### Stated problem
Copy, from the entries below, each line in which the string "index" appears.
== Input rows ==
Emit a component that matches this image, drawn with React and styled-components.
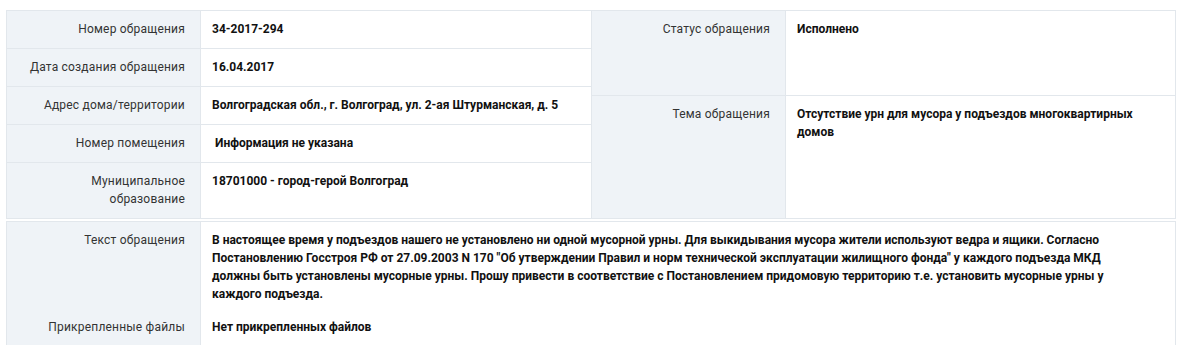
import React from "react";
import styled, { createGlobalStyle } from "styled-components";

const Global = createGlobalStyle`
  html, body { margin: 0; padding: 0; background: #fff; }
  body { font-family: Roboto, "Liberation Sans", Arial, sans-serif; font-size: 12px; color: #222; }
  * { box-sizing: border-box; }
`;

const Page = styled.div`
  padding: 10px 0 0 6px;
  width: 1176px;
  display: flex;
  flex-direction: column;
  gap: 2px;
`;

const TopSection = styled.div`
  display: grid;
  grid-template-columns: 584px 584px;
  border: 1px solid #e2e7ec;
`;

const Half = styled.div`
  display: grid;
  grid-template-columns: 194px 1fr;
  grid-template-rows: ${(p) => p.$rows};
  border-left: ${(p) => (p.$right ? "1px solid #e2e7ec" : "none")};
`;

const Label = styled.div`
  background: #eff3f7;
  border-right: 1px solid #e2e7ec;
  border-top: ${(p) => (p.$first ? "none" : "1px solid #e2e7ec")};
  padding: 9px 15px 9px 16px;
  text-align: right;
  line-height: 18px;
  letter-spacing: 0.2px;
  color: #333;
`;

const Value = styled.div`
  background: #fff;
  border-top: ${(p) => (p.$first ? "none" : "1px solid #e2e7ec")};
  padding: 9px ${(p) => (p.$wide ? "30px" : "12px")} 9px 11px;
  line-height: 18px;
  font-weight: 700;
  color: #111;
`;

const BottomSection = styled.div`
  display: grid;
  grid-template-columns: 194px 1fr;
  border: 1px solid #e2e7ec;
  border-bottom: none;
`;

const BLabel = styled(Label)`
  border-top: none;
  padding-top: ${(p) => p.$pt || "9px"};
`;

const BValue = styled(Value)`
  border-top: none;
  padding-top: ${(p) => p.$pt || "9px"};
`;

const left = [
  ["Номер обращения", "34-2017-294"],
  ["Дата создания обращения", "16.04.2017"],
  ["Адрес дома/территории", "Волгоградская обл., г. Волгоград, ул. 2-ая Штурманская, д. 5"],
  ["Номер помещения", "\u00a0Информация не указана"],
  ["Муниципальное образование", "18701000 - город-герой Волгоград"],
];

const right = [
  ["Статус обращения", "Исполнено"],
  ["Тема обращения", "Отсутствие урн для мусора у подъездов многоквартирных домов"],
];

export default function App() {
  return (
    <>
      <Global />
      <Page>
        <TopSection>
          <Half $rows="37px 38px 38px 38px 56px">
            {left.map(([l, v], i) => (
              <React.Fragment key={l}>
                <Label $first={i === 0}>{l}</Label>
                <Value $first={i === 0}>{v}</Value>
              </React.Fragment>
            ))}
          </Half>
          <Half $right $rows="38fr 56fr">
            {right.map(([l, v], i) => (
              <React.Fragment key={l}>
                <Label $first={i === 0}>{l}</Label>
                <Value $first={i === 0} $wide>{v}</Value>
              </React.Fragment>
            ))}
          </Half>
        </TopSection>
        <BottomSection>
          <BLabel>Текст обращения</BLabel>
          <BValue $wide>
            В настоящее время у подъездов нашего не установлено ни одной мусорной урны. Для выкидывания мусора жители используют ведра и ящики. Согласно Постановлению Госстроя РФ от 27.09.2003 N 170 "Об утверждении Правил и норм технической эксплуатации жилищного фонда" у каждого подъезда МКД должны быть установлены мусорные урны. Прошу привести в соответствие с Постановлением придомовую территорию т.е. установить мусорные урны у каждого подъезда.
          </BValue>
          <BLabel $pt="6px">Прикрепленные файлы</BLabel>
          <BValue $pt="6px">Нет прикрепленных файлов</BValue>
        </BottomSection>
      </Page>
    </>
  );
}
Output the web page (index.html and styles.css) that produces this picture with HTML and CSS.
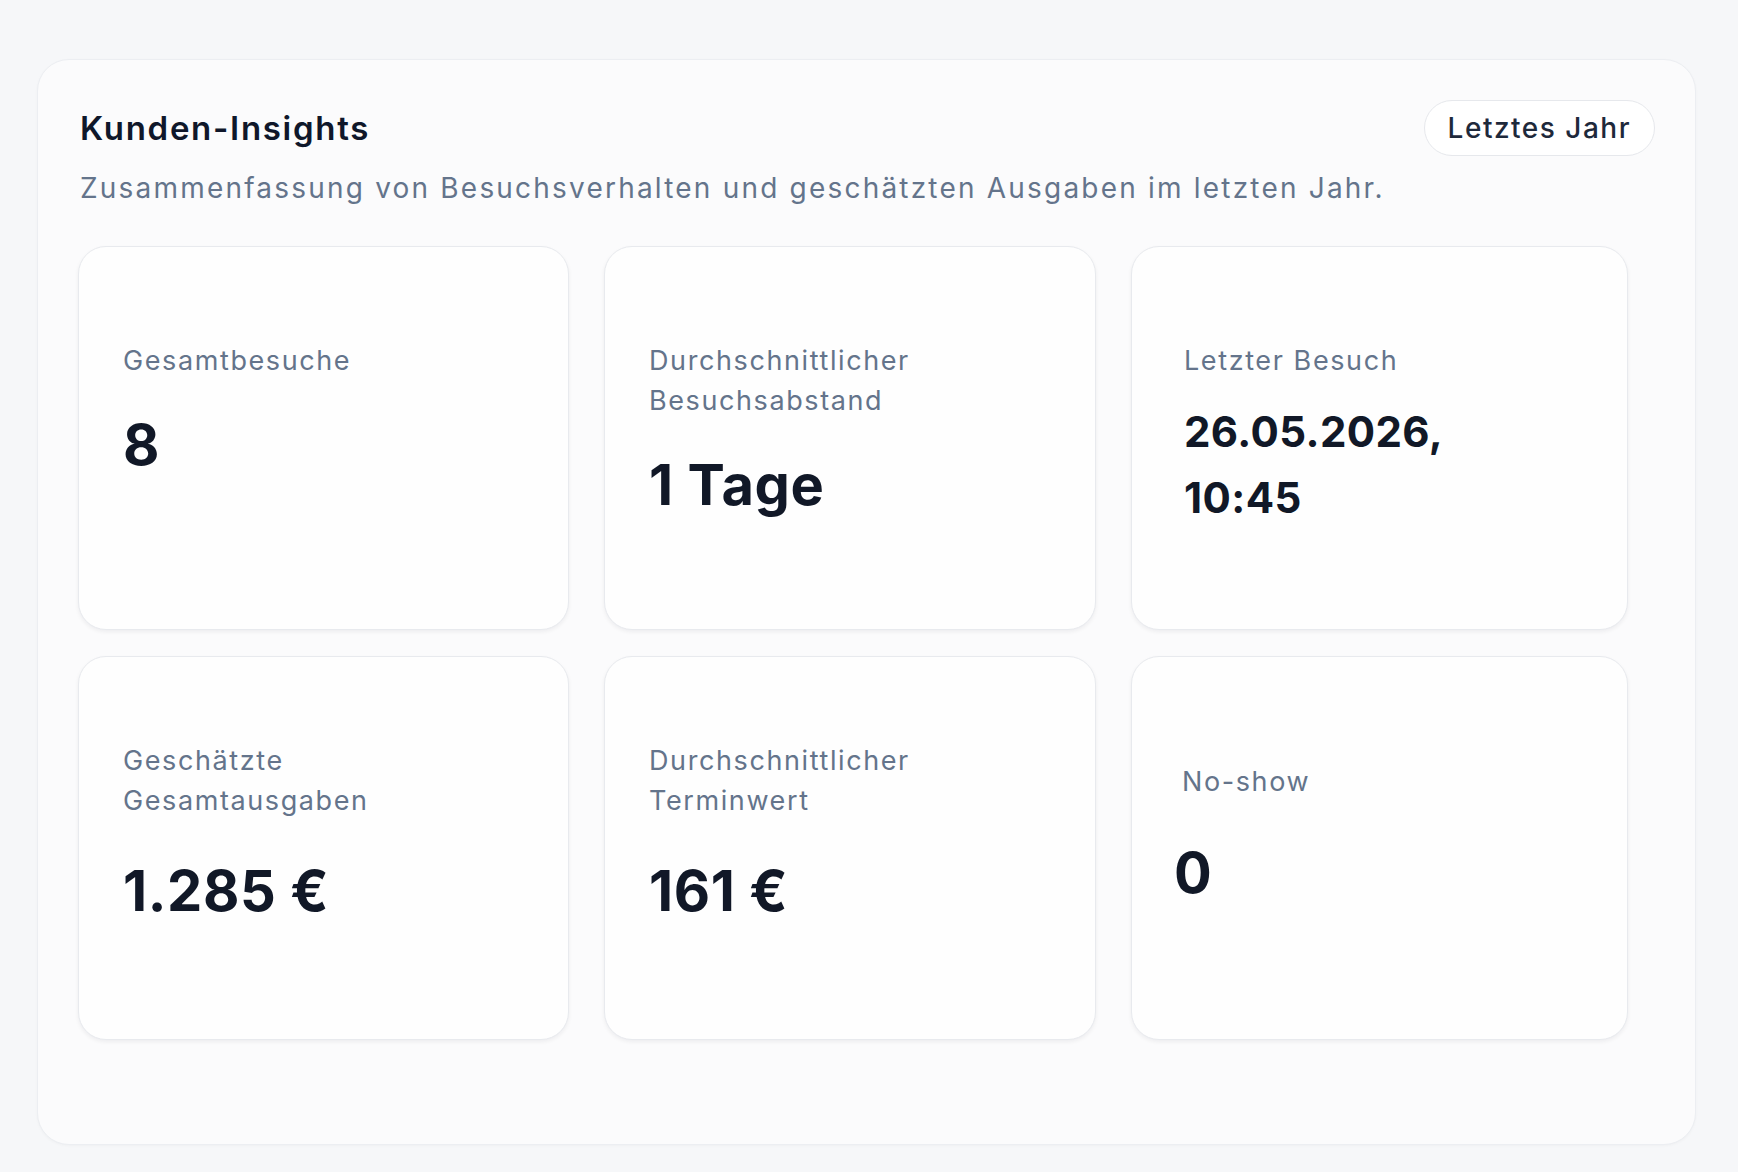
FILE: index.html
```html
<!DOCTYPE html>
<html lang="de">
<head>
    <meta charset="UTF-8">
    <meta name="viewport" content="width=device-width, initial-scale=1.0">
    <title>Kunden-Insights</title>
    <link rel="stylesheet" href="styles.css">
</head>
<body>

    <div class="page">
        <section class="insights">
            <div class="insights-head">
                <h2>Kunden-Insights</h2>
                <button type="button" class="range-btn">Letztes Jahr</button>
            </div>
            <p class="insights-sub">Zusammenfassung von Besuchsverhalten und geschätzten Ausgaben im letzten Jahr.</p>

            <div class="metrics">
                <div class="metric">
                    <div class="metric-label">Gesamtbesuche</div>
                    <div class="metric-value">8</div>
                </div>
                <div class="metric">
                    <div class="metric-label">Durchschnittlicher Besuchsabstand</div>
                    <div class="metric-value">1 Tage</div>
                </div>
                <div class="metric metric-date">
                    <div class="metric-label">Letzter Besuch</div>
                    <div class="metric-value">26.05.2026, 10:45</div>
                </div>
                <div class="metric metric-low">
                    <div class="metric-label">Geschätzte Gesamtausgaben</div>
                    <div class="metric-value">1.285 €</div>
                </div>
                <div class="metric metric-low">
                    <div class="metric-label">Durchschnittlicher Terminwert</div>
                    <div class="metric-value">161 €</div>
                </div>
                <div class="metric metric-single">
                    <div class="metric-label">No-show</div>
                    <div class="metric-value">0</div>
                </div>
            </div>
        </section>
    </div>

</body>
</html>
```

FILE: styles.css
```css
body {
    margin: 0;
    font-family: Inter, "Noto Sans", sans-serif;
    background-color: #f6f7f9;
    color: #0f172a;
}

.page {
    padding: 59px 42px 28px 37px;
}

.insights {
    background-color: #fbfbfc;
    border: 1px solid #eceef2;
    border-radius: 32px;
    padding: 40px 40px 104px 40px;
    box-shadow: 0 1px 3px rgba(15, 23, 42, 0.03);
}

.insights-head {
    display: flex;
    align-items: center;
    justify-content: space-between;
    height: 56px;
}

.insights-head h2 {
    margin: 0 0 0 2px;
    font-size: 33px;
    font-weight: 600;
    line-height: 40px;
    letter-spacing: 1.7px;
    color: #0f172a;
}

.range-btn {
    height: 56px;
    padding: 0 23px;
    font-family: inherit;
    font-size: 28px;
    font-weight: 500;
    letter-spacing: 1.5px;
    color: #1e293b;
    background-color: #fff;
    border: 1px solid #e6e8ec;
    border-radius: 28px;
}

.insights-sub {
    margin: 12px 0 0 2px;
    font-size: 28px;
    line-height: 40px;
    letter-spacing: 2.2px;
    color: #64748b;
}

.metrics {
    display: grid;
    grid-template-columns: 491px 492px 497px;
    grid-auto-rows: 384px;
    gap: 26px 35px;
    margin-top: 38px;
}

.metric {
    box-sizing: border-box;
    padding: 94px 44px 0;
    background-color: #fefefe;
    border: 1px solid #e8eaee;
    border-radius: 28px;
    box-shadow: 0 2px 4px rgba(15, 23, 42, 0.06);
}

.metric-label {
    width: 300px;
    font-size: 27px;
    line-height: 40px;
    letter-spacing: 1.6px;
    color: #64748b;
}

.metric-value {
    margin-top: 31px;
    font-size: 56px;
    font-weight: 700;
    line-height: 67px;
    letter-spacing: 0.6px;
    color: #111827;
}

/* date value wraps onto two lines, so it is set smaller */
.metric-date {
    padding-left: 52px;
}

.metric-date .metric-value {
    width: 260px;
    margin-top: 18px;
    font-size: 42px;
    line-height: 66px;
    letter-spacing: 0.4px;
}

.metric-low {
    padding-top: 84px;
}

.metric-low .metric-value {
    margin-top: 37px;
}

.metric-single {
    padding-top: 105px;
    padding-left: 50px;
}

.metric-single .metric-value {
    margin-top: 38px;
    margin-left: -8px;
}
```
===
### Written solution
Output the web page (index.html and styles.css) that produces this picture with HTML and CSS.
FILE: index.html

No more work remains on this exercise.